The CenSAMM Annual Conference 2023 will take place 11-13 Sep 2023 at Clare College Cambridge in partnership with the British Association for the Study of Religions (BASR). The theme will be "Environmental Endings and Religious Futures". A full call for papers will be published here and on the BASR website in due course.
Religions have long offered frameworks of meaning for concepts of world ending. Amid the contemporary social and political importance of climate change and fears about environmental degradation, ideas of world ending and widespread cataclysm have become pressing in both religious and secular contexts. Equally, as apocalyptic discourses proliferate, so too do human imaginations of the future, with optimistic and pessimistic narratives of the post-apocalyptic world jostling for attention. Reflecting on these overlapping strands, the theme of this year’s annual conference is “Environmental Endings and Religious Futures.”
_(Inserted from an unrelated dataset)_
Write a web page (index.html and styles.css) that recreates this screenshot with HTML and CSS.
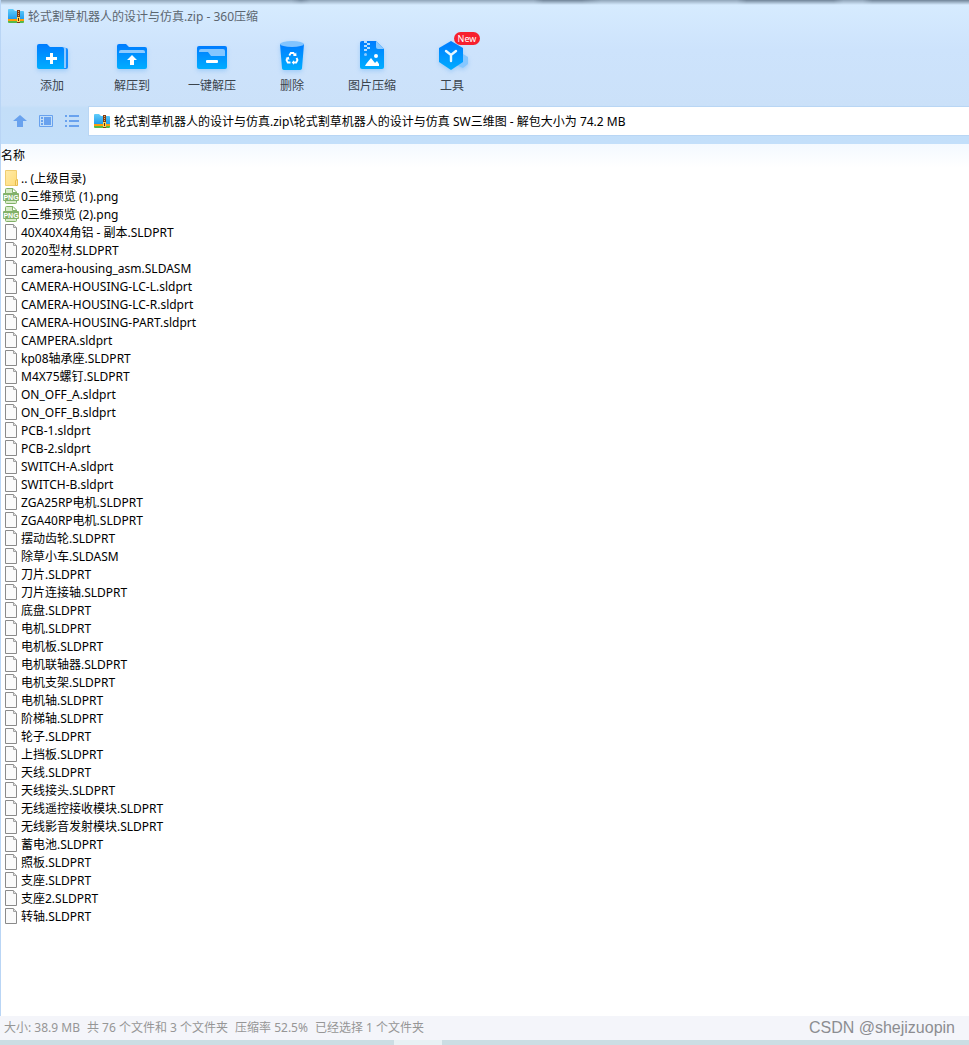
FILE: index.html
```html
<!DOCTYPE html>
<html lang="zh-CN">
<head>
<meta charset="utf-8">
<title>轮式割草机器人的设计与仿真.zip - 360压缩</title>
<link rel="stylesheet" href="styles.css">
</head>
<body>
<svg class="defs" aria-hidden="true">
  <defs>
    <linearGradient id="blue" x1="0" y1="0" x2="0" y2="1"><stop offset="0" stop-color="#007cff"/><stop offset="1" stop-color="#00adff"/></linearGradient>
    <linearGradient id="sky" x1="0" y1="0" x2="0" y2="1"><stop offset="0" stop-color="#62cdfa"/><stop offset="1" stop-color="#209cec"/></linearGradient>
    <linearGradient id="gold" x1="0" y1="0" x2="1" y2="1"><stop offset="0" stop-color="#ffebaa"/><stop offset="1" stop-color="#ffdc78"/></linearGradient>
    <symbol id="archive" viewBox="0 0 16 14">
      <path d="M0 1Q0 0 1 0H5L7 2H15Q16 2 16 3V10H0Z" fill="url(#sky)"/>
      <path d="M0 12H16V13Q16 14 15 14H1Q0 14 0 13Z" fill="#55b948"/>
      <path d="M0 10H16V12H0Z" fill="#ff9d0a"/>
      <path d="M9 1H12V14H9Z" fill="#803c12"/>
      <path d="M10 2H11V3H10ZM10 4H11V5H10ZM10 6H11V7H10Z" fill="#e4b16c"/>
      <path d="M9 8H12V13H9Z" fill="#ffd35a"/><path d="M10 9H11V12H10Z" fill="#5b2909"/>
    </symbol>
    <symbol id="page" viewBox="0 0 14 16">
      <path d="M1.500 .5H9.500L12.500 3.500V15.500H1.500Z" fill="#fafafa" stroke="#8a8a8a"/>
      <path d="M9.500 .5V3.500H12.500" fill="#ddd" stroke="#a2a2a2"/>
    </symbol>
    <symbol id="png" viewBox="0 0 16 16">
      <path d="M2.500 6V1.500Q2.500 .5 3.500 .5H10L13.500 4V6M2.500 12V14.500Q2.500 15.500 3.500 15.500H12.500Q13.500 15.500 13.500 14.500V12" fill="#d8ebc9" stroke="#82b168"/>
      <path d="M9.500 1V4.500H13" fill="#fff" stroke="#82b168"/>
      <rect y="5" width="16" height="8" rx="1" fill="#83b26a"/>
      <text class="png-text" x="8" y="12" text-anchor="middle">PNG</text>
    </symbol>
  </defs>
</svg>
<div class="window">
  <header class="chrome">
    <div class="backdrop" aria-hidden="true"></div>
    <h1 class="title"><svg class="archive-icon"><use href="#archive"/></svg><span>轮式割草机器人的设计与仿真.zip - 360压缩</span></h1>
    <nav class="toolbar" aria-label="工具栏">
      <button class="tool" type="button">
        <svg viewBox="-1 0 34 34"><path d="M27 6h3q2 0 2 2v17q0 2-2 2H8z" fill="#168cff"/><path d="M20 5h8q2 0 2 2v19H20z" fill="#90c9ff"/><path d="M1 4q0-2 2-2h8l3 3h12q2 0 2 2v20H3q-2 0-2-2z" fill="url(#blue)"/><path d="M14 11h3v4h4v3h-4v4h-3v-4h-4v-3h4z" fill="#fff"/></svg>
        <span>添加</span>
      </button>
      <button class="tool" type="button">
        <svg viewBox="-1 0 34 34"><path d="M1 4q0-2 2-2h7l3 3h16q2 0 2 2v18q0 2-2 2H3q-2 0-2-2z" fill="url(#blue)"/><path d="M3 11V10q0-2 2-2h22q2 0 2 2v1z" fill="#8dcaff"/><path d="M16 13l5 5h-3v5h-4v-5h-3z" fill="#fff"/></svg>
        <span>解压到</span>
      </button>
      <button class="tool" type="button">
        <svg viewBox="-1 0 34 34"><rect x="1" y="4" width="30" height="23" rx="2" fill="url(#blue)"/><path d="M3 10V9q0-2 2-2h22q2 0 2 2v5H15l-3-4z" fill="#83c6ff"/><rect x="10" y="18" width="12" height="3" rx="1" fill="#fff"/></svg>
        <span>一键解压</span>
      </button>
      <button class="tool" type="button">
        <svg viewBox="-1 0 34 34"><path d="M4 2h24l-2 24q0 2-3 2H9q-3 0-3-2z" fill="url(#blue)"/><ellipse cx="16" cy="2" rx="12" ry="3" fill="#82c4ff"/><path d="M13.300 13.500l1.500-2.500h2.600l1.300 2M20.500 16l1 2-1.300 2.500h-2.700M14.500 20.500h-2.700L10.500 18l1.200-2" fill="none" stroke="#fff" stroke-width="1.800"/><path d="M17 14h3.500l-.3-3.500zM18 18.300v4.400l-2.300-2.200zM9.500 16l3.300-1.300.6 3.300z" fill="#fff"/></svg>
        <span>删除</span>
      </button>
      <button class="tool" type="button">
        <svg viewBox="-1 0 34 34"><path d="M4 1q0-2 2-2h14l8 8v18q0 2-2 2H6q-2 0-2-2z" fill="url(#blue)"/><path d="M20-1l8 8h-6q-2 0-2-2z" fill="#8bc9ff"/><path d="M8-1h3v2H8zM11 1h3v2h-3zM8 3h3v2H8zM11 5h3v2h-3zM8 7h3v2H8z" fill="#b5dcff"/><circle cx="9.500" cy="12.500" r="1.500" fill="#8bcaff"/><circle cx="20" cy="14" r="2" fill="#fff"/><path d="M9 24q0-1 6-8l4 5 2-2 2 3v2z" fill="#fff"/></svg>
        <span>图片压缩</span>
      </button>
      <button class="tool" type="button">
        <svg viewBox="-1 0 34 34"><path d="M27 12l5 3v7l-5 4-7-3z" fill="#86c7ff"/><path d="M15-1l12 7v14l-12 8-12-8V6z" fill="url(#blue)"/><path d="M10 9l5 4 5-4M15 13v6" fill="none" stroke="#e6f7ff" stroke-width="2.400" stroke-linecap="round"/></svg>
        <span>工具</span><b class="badge">New</b>
      </button>
    </nav>
    <div class="location">
      <div class="nav-buttons">
        <button class="nav-button" type="button" aria-label="上级目录"><svg viewBox="0 0 16 16"><path d="M8 2l7 6h-4v6H5V8H1z" fill="#69a2ee"/></svg></button>
        <button class="nav-button" type="button" aria-label="预览视图"><svg viewBox="0 0 16 16"><path d="M1.500 2.500h13v11h-13z" fill="none" stroke="#69a2ee"/><path d="M3 4h2v2H3zM3 7h2v2H3zM3 10h2v2H3zM6 4h7v8H6z" fill="#69a2ee"/></svg></button>
        <button class="nav-button" type="button" aria-label="列表视图"><svg viewBox="0 0 16 16"><path d="M1 2h2v2H1zM5 2h10v2H5zM1 7h2v2H1zM5 7h10v2H5zM1 12h2v2H1zM5 12h10v2H5z" fill="#69a2ee"/></svg></button>
      </div>
      <div class="address">
        <svg class="archive-icon" aria-hidden="true"><use href="#archive"/></svg>
        <input type="text" aria-label="地址" value="轮式割草机器人的设计与仿真.zip\轮式割草机器人的设计与仿真 SW三维图 - 解包大小为 74.2 MB">
      </div>
    </div>
  </header>
  <main class="files">
    <table>
      <thead><tr><th scope="col">名称</th></tr></thead>
      <tbody id="file-list"></tbody>
    </table>
  </main>
  <footer class="status">
    <div class="summary"><span>大小: 38.9 MB</span><span>共 76 个文件和 3 个文件夹</span><span>压缩率 52.5%</span><span>已经选择 1 个文件夹</span></div>
    <span class="watermark">CSDN @shejizuopin</span>
  </footer>
  <div class="desktop" aria-hidden="true"></div>
</div>
<script src="files.js"></script>
</body>
</html>
```

FILE: styles.css
```css
* { box-sizing: border-box; }
body {
  margin: 0;
  background: #fff;
  color: #000;
  font: 12px/18px "Noto Sans", "Noto Sans CJK SC", sans-serif;
}
button, input { font: inherit; color: inherit; border: 0; padding: 0; background: none; }
svg { display: block; overflow: visible; flex: none; }
.defs { position: absolute; width: 0; height: 0; }
.png-text { font: bold 7px "Liberation Sans", sans-serif; fill: #fff; }
.window { display: flex; flex-direction: column; min-height: 100vh; }
.chrome {
  position: relative;
  padding-bottom: 8px;
  border-left: 1px solid #b9d5f5;
  background: linear-gradient(#d7ecff, #cde3fc 50px, #cbe1f9 105px, #c3def8 108px, #c3dffa);
}
.backdrop {
  position: absolute;
  inset: 0 0 auto;
  height: 5px;
  background: linear-gradient(90deg, #8fa4b8 30%, #71869b 31%, #8fa4b8 32%, #8fa4b8 55%, #6f8397 56%, #6f8397 60%, #8fa4b8 62%, #8fa4b8 76%, #6f8397 77%, #6f8397 86%, #8fa4b8 87%, #8fa4b8 89%, #6f8397 90%);
  mask-image: linear-gradient(#000, transparent);
}
.title {
  display: flex;
  align-items: center;
  gap: 4px;
  height: 32px;
  margin: 0;
  padding-left: 7px;
  color: #5c6670;
  font-size: 12px;
  font-weight: 400;
}
.title span, .file span { padding-top: 2px; }
.archive-icon { width: 16px; height: 14px; }
.toolbar { display: flex; padding-left: 11px; }
.tool {
  position: relative;
  display: flex;
  flex-direction: column;
  align-items: center;
  gap: 1px;
  width: 80px;
  height: 74px;
  padding-top: 10px;
  color: #3b444d;
  white-space: nowrap;
}
.tool svg { width: 34px; height: 34px; filter: drop-shadow(0 2px 2px #2994f444); }
.badge {
  position: absolute;
  top: 0;
  left: 42px;
  width: 26px;
  height: 13px;
  border-radius: 7px;
  background: #f7202e;
  color: #fff;
  font-size: 9px;
  font-weight: 400;
  line-height: 13px;
}
.location { display: flex; align-items: center; gap: 8px; padding-left: 11px; }
.nav-buttons { display: flex; gap: 10px; }
.nav-button svg { width: 16px; height: 16px; }
.address {
  flex: 1;
  display: flex;
  align-items: center;
  gap: 4px;
  height: 30px;
  padding-left: 5px;
  border: 1px solid #b9d6f4;
  border-right: 0;
  background: #fff;
}
.address input { flex: 1; min-width: 0; padding-top: 2px; outline: 0; }
.files {
  flex: 1;
  border-left: 1px solid #b9d5f5;
  background: linear-gradient(#f3f9ff, #fff 24px);
}
table { width: 100%; border-collapse: collapse; }
th { height: 25px; padding: 0 0 2px; font-weight: 400; text-align: left; vertical-align: middle; }
td { padding: 0; }
.file { display: flex; align-items: center; gap: 2px; height: 18px; padding-left: 2px; white-space: nowrap; }
.file svg { width: 16px; height: 16px; }
.status {
  display: flex;
  align-items: center;
  justify-content: space-between;
  height: 24px;
  padding: 0 14px 0 4px;
  background: #f4f5fa;
  color: #969696;
}
.summary { display: flex; gap: 7px; }
.watermark { color: #8c8d91; font: 16px/20px "Liberation Sans", sans-serif; }
.desktop { height: 5px; background: linear-gradient(90deg, #cbdde3 394px, #e8f1f4 394px, #e8f1f4 442px, #cbdde3 442px); }
```

FILE: files.js
```js
const names = [
  ".. (上级目录)", "0三维预览 (1).png", "0三维预览 (2).png",
  "40X40X4角铝 - 副本.SLDPRT", "2020型材.SLDPRT", "camera-housing_asm.SLDASM",
  "CAMERA-HOUSING-LC-L.sldprt", "CAMERA-HOUSING-LC-R.sldprt", "CAMERA-HOUSING-PART.sldprt",
  "CAMPERA.sldprt", "kp08轴承座.SLDPRT", "M4X75螺钉.SLDPRT", "ON_OFF_A.sldprt",
  "ON_OFF_B.sldprt", "PCB-1.sldprt", "PCB-2.sldprt", "SWITCH-A.sldprt", "SWITCH-B.sldprt",
  "ZGA25RP电机.SLDPRT", "ZGA40RP电机.SLDPRT", "摆动齿轮.SLDPRT", "除草小车.SLDASM",
  "刀片.SLDPRT", "刀片连接轴.SLDPRT", "底盘.SLDPRT", "电机.SLDPRT", "电机板.SLDPRT",
  "电机联轴器.SLDPRT", "电机支架.SLDPRT", "电机轴.SLDPRT", "阶梯轴.SLDPRT", "轮子.SLDPRT",
  "上挡板.SLDPRT", "天线.SLDPRT", "天线接头.SLDPRT", "无线遥控接收模块.SLDPRT",
  "无线影音发射模块.SLDPRT", "蓄电池.SLDPRT", "照板.SLDPRT", "支座.SLDPRT", "支座2.SLDPRT", "转轴.SLDPRT"
];
const folder = '<svg viewBox="0 0 16 16" aria-hidden="true"><path d="M2.500 .5H13.500V15.500H2.500Z" fill="url(#gold)" stroke="#efcc70"/><path d="M12.500 15.500V10.500L14.500 9.500V15.500Z" fill="#ffe49a" stroke="#e9bc4b"/></svg>';
const list = document.getElementById("file-list");
for (const name of names) {
  const cell = list.insertRow().insertCell();
  const row = document.createElement("div");
  row.className = "file";
  const kind = name.endsWith(".png") ? "png" : "page";
  row.innerHTML = name.startsWith("..") ? folder : `<svg aria-hidden="true"><use href="#${kind}"/></svg>`;
  const label = document.createElement("span");
  label.textContent = name;
  row.append(label);
  cell.append(row);
}
```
Held in collaboration with the Centre for the Critical Study of Apocalyptic and Millenarian Movements (CenSAMM), BASR 2023 invites submissions reflecting on how religion interacts with narratives of environmental decline, catastrophe, hope, and renewal. We also invite submissions reflecting on the connections and tensions between religious practice, environmental activism, and climate justice (as well as passivity and injustice). In addition, we welcome critical and methodological studies of the ways Religious Studies scholars might seek to understand and evaluate the complex ways that religious beliefs and practices interact with contemporary concerns about imminent environmental cataclysm.
Topics might include, but are not limited to:
- Method and theory in the study of contemporary apocalyptic discourse
- Ethnography as an approach to environmental movements and religious movements
- Religious themes in the politics of environmentalism
- Quietism and passivism in the face of the Apocalypse
- Rethinking ritual in the context of climate change
- Religion, climate crisis, and hope: human imaginations of good and bad endings
- Religion, environment, and gender
- A human-led apocalypse? Religion during the Anthropocene
- Stewardship, extractivism, and the spirit of capitalism
- Religion, environment, racism, and privilege
- Religion, climate activism, and climate change denial
- Environmental endings and indigenous religion
- Lived religion in a dying environment
- Environmental healing and alternative religious futures
- Religion and environmental policy
- Understanding “renewal”: millennial, environmental, technological
- Responses to the climate crisis within New Religious Movements
- Religion and climate injustice in the Global South
As usual, papers unrelated to the conference theme that are related to the discipline of religious studies will also be considered.
A call for papers with details for submission will be issued in due course.